I’ve received this email from a real estate firm twice in the past few days.
I see a lot of absurd emails. Some are actually absurd by design. This is one of the secrets to why phishing attacks are effective via email:
But this email appears sincere in its messaging, which is downright ridiculous.
Below is the email:
Here is the full message, lest I be accused of taking this out of context:
The Wuhan coronavirus, which has killed more than 80 people and infected thousands more in China, is making fixed mortgage rates cheaper! Investors are retreating to safe-haven asset classes amid an uptick in reported cases around the world, which could send mortgage rates even lower than than current rates, which are as low as 3.31%.

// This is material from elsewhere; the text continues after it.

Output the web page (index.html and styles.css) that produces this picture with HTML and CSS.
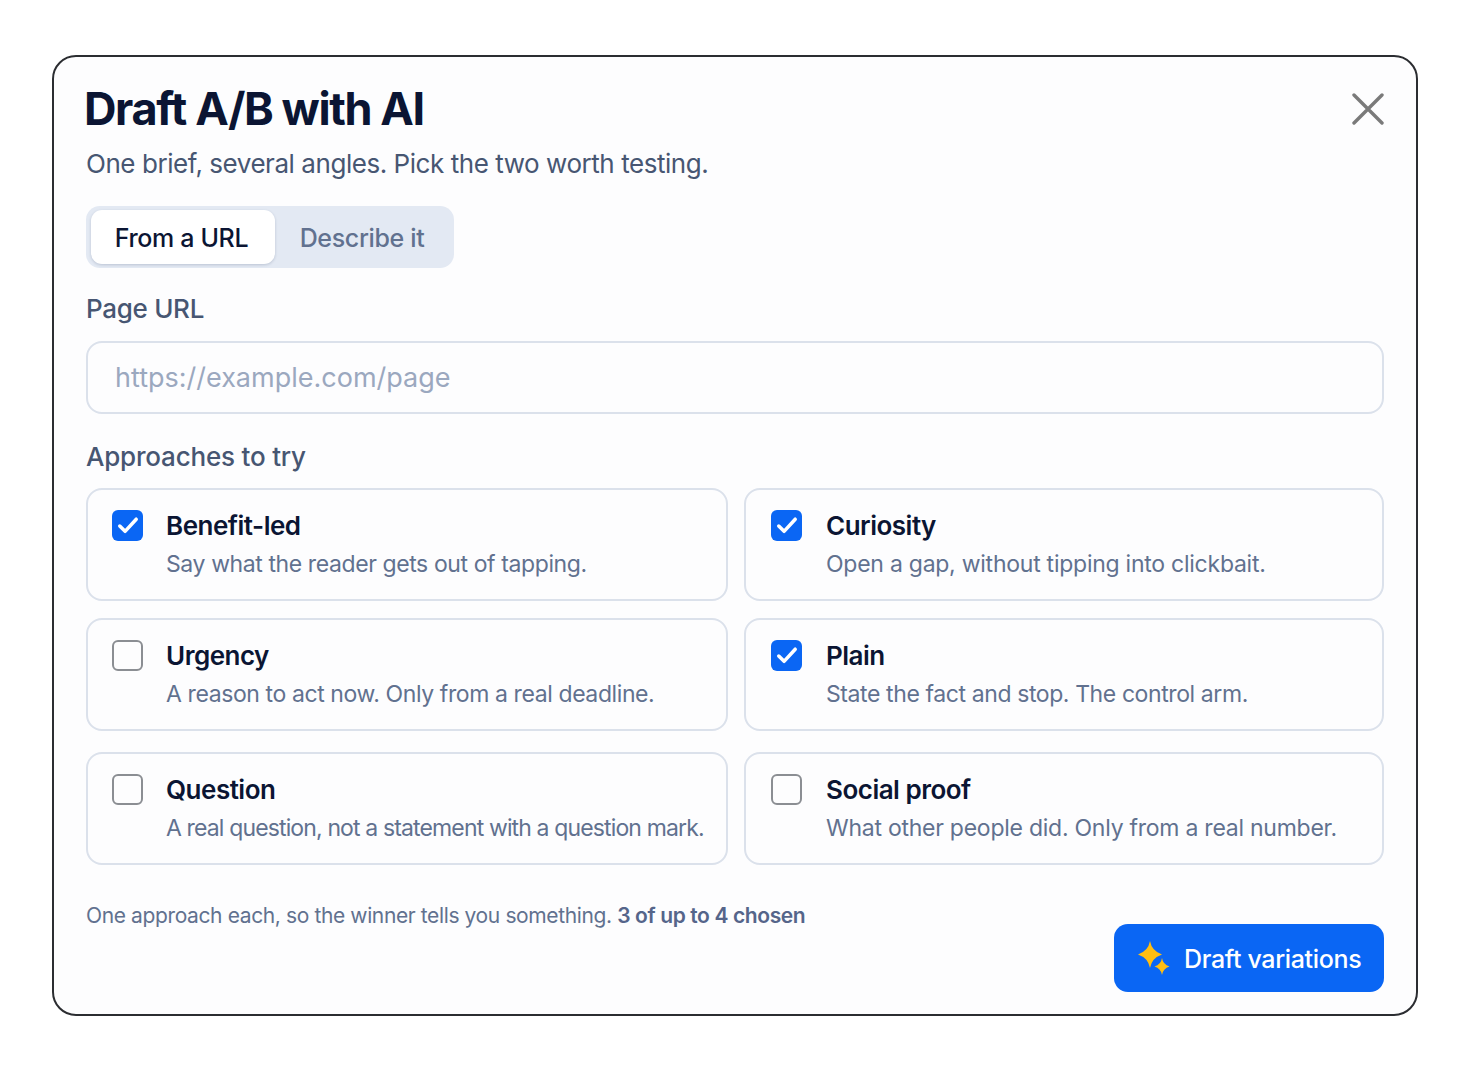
FILE: index.html
```html
<!DOCTYPE html>
<html lang="en">
<head>
<meta charset="utf-8">
<title>Draft A/B with AI</title>
<link rel="stylesheet" href="styles.css">
</head>
<body>
<main class="modal">
  <header class="head">
    <h1>Draft A/B with AI</h1>
    <svg class="close" viewBox="0 0 32 32" aria-label="Close"><path d="M2 2 30 30M30 2 2 30"/></svg>
  </header>
  <p class="sub">One brief, several angles. Pick the two worth testing.</p>
  <div class="tabs">
    <span class="tab on">From a URL</span>
    <span class="tab">Describe it</span>
  </div>
  <div class="label url-label">Page URL</div>
  <div class="input">https://example.com/page</div>
  <div class="label app-label">Approaches to try</div>
  <div class="grid">
    <div class="card"><span class="box on"><svg viewBox="0 0 32 32"><path d="M8 16.500 13.500 22 25 9.500"/></svg></span><div><div class="name">Benefit-led</div><div class="desc">Say what the reader gets out of tapping.</div></div></div>
    <div class="card"><span class="box on"><svg viewBox="0 0 32 32"><path d="M8 16.500 13.500 22 25 9.500"/></svg></span><div><div class="name">Curiosity</div><div class="desc wide">Open a gap, without tipping into clickbait.</div></div></div>
    <div class="card"><span class="box"></span><div><div class="name">Urgency</div><div class="desc">A reason to act now. Only from a real deadline.</div></div></div>
    <div class="card"><span class="box on"><svg viewBox="0 0 32 32"><path d="M8 16.500 13.500 22 25 9.500"/></svg></span><div><div class="name">Plain</div><div class="desc">State the fact and stop. The control arm.</div></div></div>
    <div class="card last"><span class="box"></span><div><div class="name">Question</div><div class="desc tight">A real question, not a statement with a question mark.</div></div></div>
    <div class="card last"><span class="box"></span><div><div class="name">Social proof</div><div class="desc wide">What other people did. Only from a real number.</div></div></div>
  </div>
  <footer class="foot">
    <p class="note">One approach each, so the winner tells you something. <b>3 of up to 4 chosen</b></p>
    <button class="go" type="button">
      <svg viewBox="0 0 34 34"><path d="M14 0Q15.800 10 26 13.500 15.800 17 14 27 12.200 17 2 13.500 12.200 10 14 0Z"/><path d="M26 17Q27 23.500 33.500 25.500 27 27.500 26 34 25 27.500 18.500 25.500 25 23.500 26 17Z"/></svg>
      Draft variations
    </button>
  </footer>
</main>
</body>
</html>
```
FILE: styles.css
```css
* { box-sizing: border-box; }
html, body { margin: 0; height: 100%; }
body {
  background: #fff;
  font-family: Inter, "Noto Sans", sans-serif;
  display: flex;
  align-items: center;
  justify-content: center;
  height: 1070px;
}
.modal {
  width: 1366px;
  height: 961px;
  border: 2px solid #2b2d31;
  border-radius: 24px;
  background: #fdfdfe;
  padding: 0 32px;
  display: flex;
  flex-direction: column;
}
.head {
  display: flex;
  justify-content: space-between;
  align-items: center;
  height: 56px;
  margin-top: 24px;
}
h1 {
  margin: 0 0 0 -2px;
  font-size: 45px;
  line-height: 56px;
  font-weight: 700;
  letter-spacing: -1.4px;
  color: #0b1533;
}
.close { width: 32px; height: 32px; fill: none; stroke: #7a7a7a; stroke-width: 3.4; stroke-linecap: round; }
.sub { margin: 10px 0 0; font-size: 26px; line-height: 34px; letter-spacing: -0.45px; color: #475672; }
.tabs {
  display: flex;
  align-self: flex-start;
  width: 368px;
  height: 62px;
  margin-top: 25px;
  padding: 4px 5px;
  border-radius: 14px;
  background: #e3e9f3;
}
.tab {
  display: flex;
  flex: none;
  align-items: center;
  justify-content: center;
  height: 54px;
  width: 174px;
  padding-top: 2px;
  font-size: 25px;
  font-weight: 500;
  letter-spacing: -0.35px;
  color: #61718f;
}
.tab.on {
  width: 184px;
  padding-right: 3px;
  background: #fff;
  color: #0b1533;
  border-radius: 11px;
  box-shadow: 0 1px 3px rgba(30, 50, 90, .2);
}
.label { font-size: 26px; line-height: 34px; font-weight: 500; letter-spacing: -0.3px; color: #475672; }
.url-label { margin-top: 24px; }
.input {
  display: flex;
  align-items: center;
  height: 73px;
  margin-top: 15px;
  padding-left: 27px;
  border: 2px solid #dbe1eb;
  border-radius: 16px;
  font-size: 27px;
  color: #9ba8bf;
  background: #fdfdfe;
}
.app-label { margin-top: 26px; letter-spacing: -0.2px; }
.grid {
  display: grid;
  grid-template-columns: 642px 640px;
  column-gap: 16px;
  row-gap: 17px;
  margin-top: 14px;
}
.card {
  display: flex;
  gap: 23px;
  height: 113px;
  padding: 20px 24px 0;
  border: 2px solid #dbe1eb;
  border-radius: 16px;
  background: #fdfdfe;
}
.card:nth-child(even) { gap: 24px; padding-left: 25px; }
.card.last { margin-top: 4px; }
.box {
  flex: none;
  width: 31px;
  height: 31px;
  border: 2.5px solid #8b8e93;
  border-radius: 6px;
}
.box.on { background: #0a66f4; border: 0; }
.box svg { display: block; fill: none; stroke: #fff; stroke-width: 3.6; stroke-linecap: round; stroke-linejoin: round; }
.name { font-size: 26px; line-height: 32px; font-weight: 600; letter-spacing: -0.5px; color: #0b1533; }
.desc { margin-top: 6px; font-size: 23px; line-height: 32px; letter-spacing: -0.4px; color: #61718f; white-space: nowrap; }
.desc.wide { letter-spacing: -0.25px; }
.desc.tight { letter-spacing: -0.86px; }
.foot { position: relative; flex: 1; }
.note { margin: 35px 0 0; font-size: 21px; line-height: 32px; letter-spacing: -0.38px; color: #61718f; }
.note b { font-weight: 600; color: #55658a; }
.go {
  position: absolute;
  right: 0;
  bottom: 22px;
  display: flex;
  align-items: center;
  gap: 14px;
  width: 270px;
  height: 68px;
  padding: 2px 0 0 22px;
  border: 0;
  border-radius: 14px;
  background: #0a66f4;
  color: #fff;
  font: 500 25px Inter, sans-serif;
  letter-spacing: -0.35px;
}
.go svg { width: 34px; height: 34px; fill: #ffbe12; flex: none; margin-top: -2px; }
```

So, with inventories low (they are actually VERY low), and money being cheap, NOW is the time to sell! Low inventory means higher prices, and cheap money means more buyers (especially with more people being employed!).
If you are ready to move — downsizing, upsizing — or buying an investment property, it really does not get any better than this!
Call me, Pat Dornan, at 410–707–1885. I am also an MHIC-licensed contractor, so can provide whatever you need as you get ready to sell, buy, or invest!
There are many things wrong with this email:
- First of all, the subject line and general message that I can profit off of the Coronavirus is despicable. I honestly thought it was a prank when I first saw it. It’s not only insensitive to those who have died, but it trivializes the seriousness of the spread of the Coronavirus.
- Second, if you are going to try to sensationalize a global issue to make money — at least get the stats right. At the time I received this email, the death toll from the coronavirus is now 1,113 in mainland China after 97 victims were added today, compared with 108 the previous day.
- Third, this email is total spam (I never signed up for it) and I don’t Even live in the area where this agent is promoting capitalizing on the Coronavirus scare.
Sometimes it is really worth rereading your emails to ensure you are not (potentially) offending clients and customers.